The temple is situated at an altitude of 3100 m, and a well-maintained motorable road can be taken to reach the site. From the parking, one has to walk a few hundred metres to reach the shrine. A place called Gangnani, which is 50 km before Gangotri, has natural hot water springs. Devotees stop at this place first to take a holy dip before proceeding to the Gangotri temple.
Dedicated to Lord Shiva, the Kedarnath temple is the most popular amongst the Shiva temples in India. It is believed that since Shiva is a hermit, his abode in Kedarnath is the remotest of all. And truly, the shrine situated at an altitude of 3584 m near the Chorabari Glacier in Garhwal Himalayas, is not easily accessible.
The open views of the snow-clad mountains surrounding the temple, makes it look breathtakingly beautiful. The river Mandakini originates in its vicinity, adding to the beauty of the landscape. The ancient Kedarnath temple was built in the 8th century by Adi Shankaracharya. It is believed to be built at the same place where once an ancient temple built by the Pandavas stood.
The holy shrine of Kedarnath can be reached by trekking a steep, tiring, 16-km long climb.

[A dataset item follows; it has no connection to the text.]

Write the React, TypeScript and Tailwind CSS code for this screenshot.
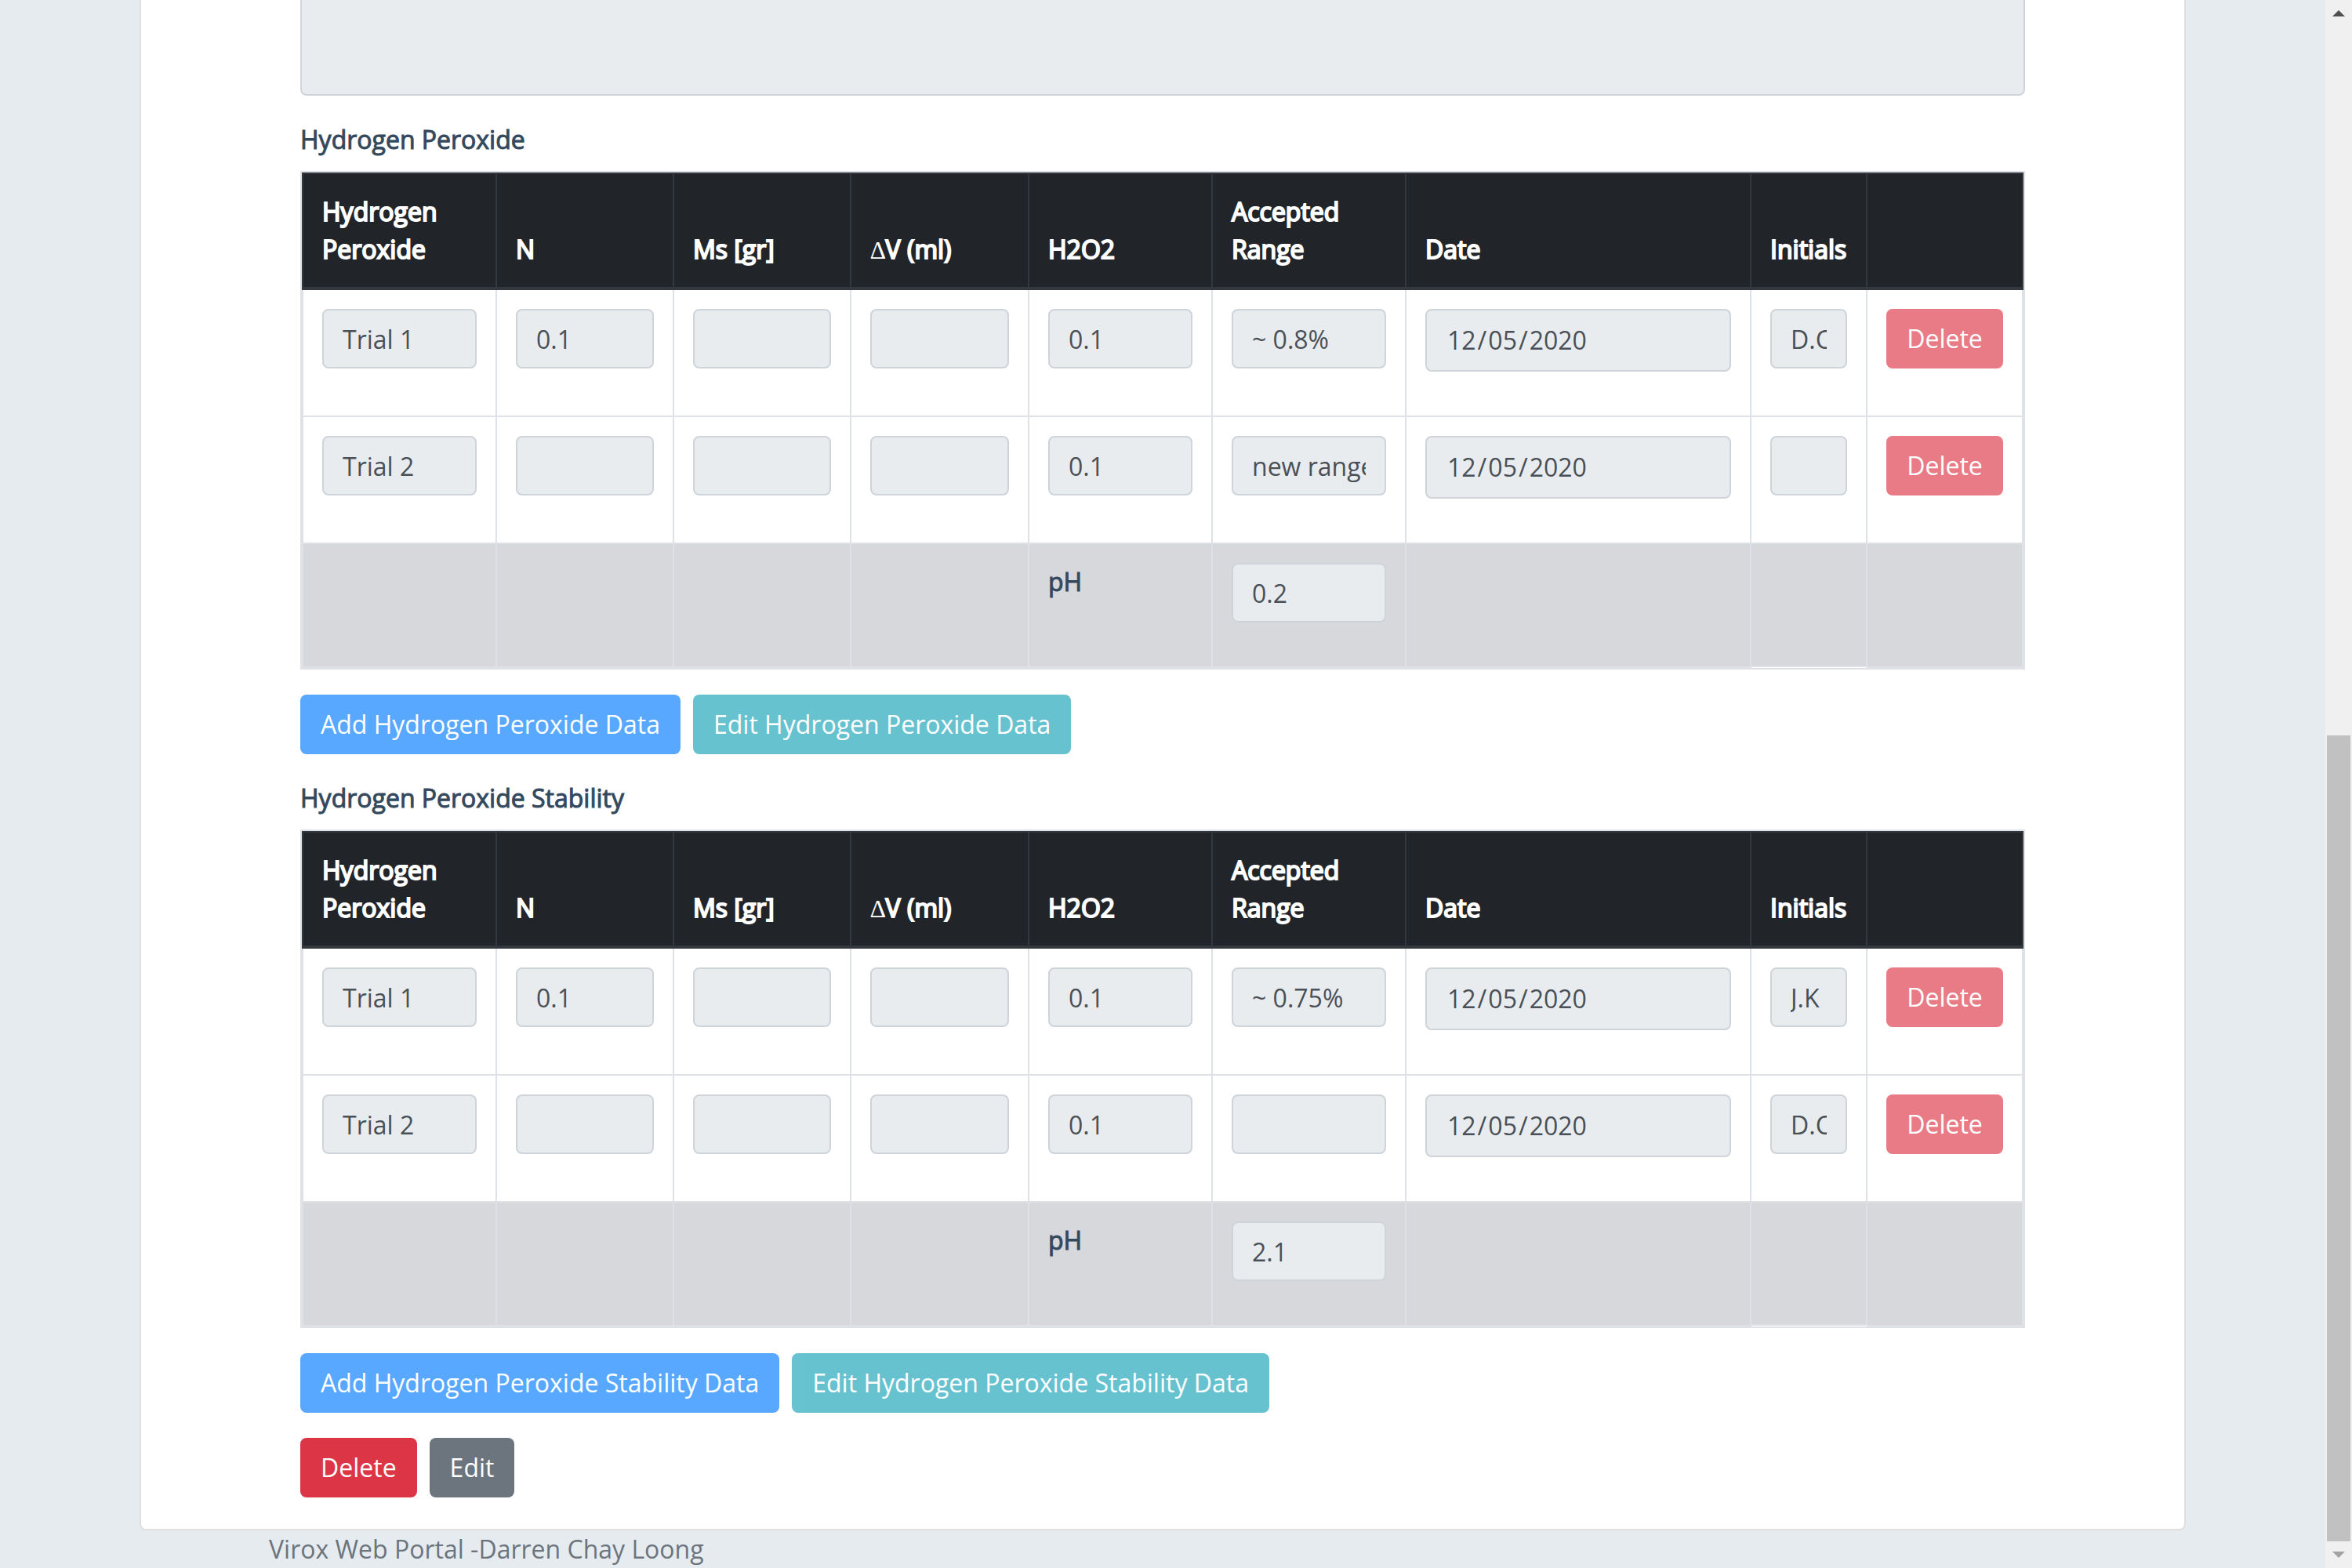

Other options available are helicopter, pony, palanquin and pittu (you will be carried in a basket on the back of a person). Stay options are available near the temple, on the summit.
The Badrinath temple is dedicated to Lord Badrinarayan, who is an incarnation of Lord Vishnu. It is one of the most sacred temples for the Hindus. Like the Kedarnath temple, the Badrinath temple is also an ancient temple built by Adi Shankaracharya in the 8th century. There's a Tapt Kund, or natural hot water spring, in the premises of the temple, where devotees take a holy dip before entering the shrine.
The Himalayan river Alaknanda originates from the confluence of Satopanth and Bhagirath Kharak glaciers, further up from the Badrinath town. It is believed that the Pandavas travelled through Badrinath and Mana village, which is 3 km from Badrinath, on their journey to heaven. Mana is also known to have a cave temple, where sage Ved Vyas wrote Mahabharata and the four sacred Vedas.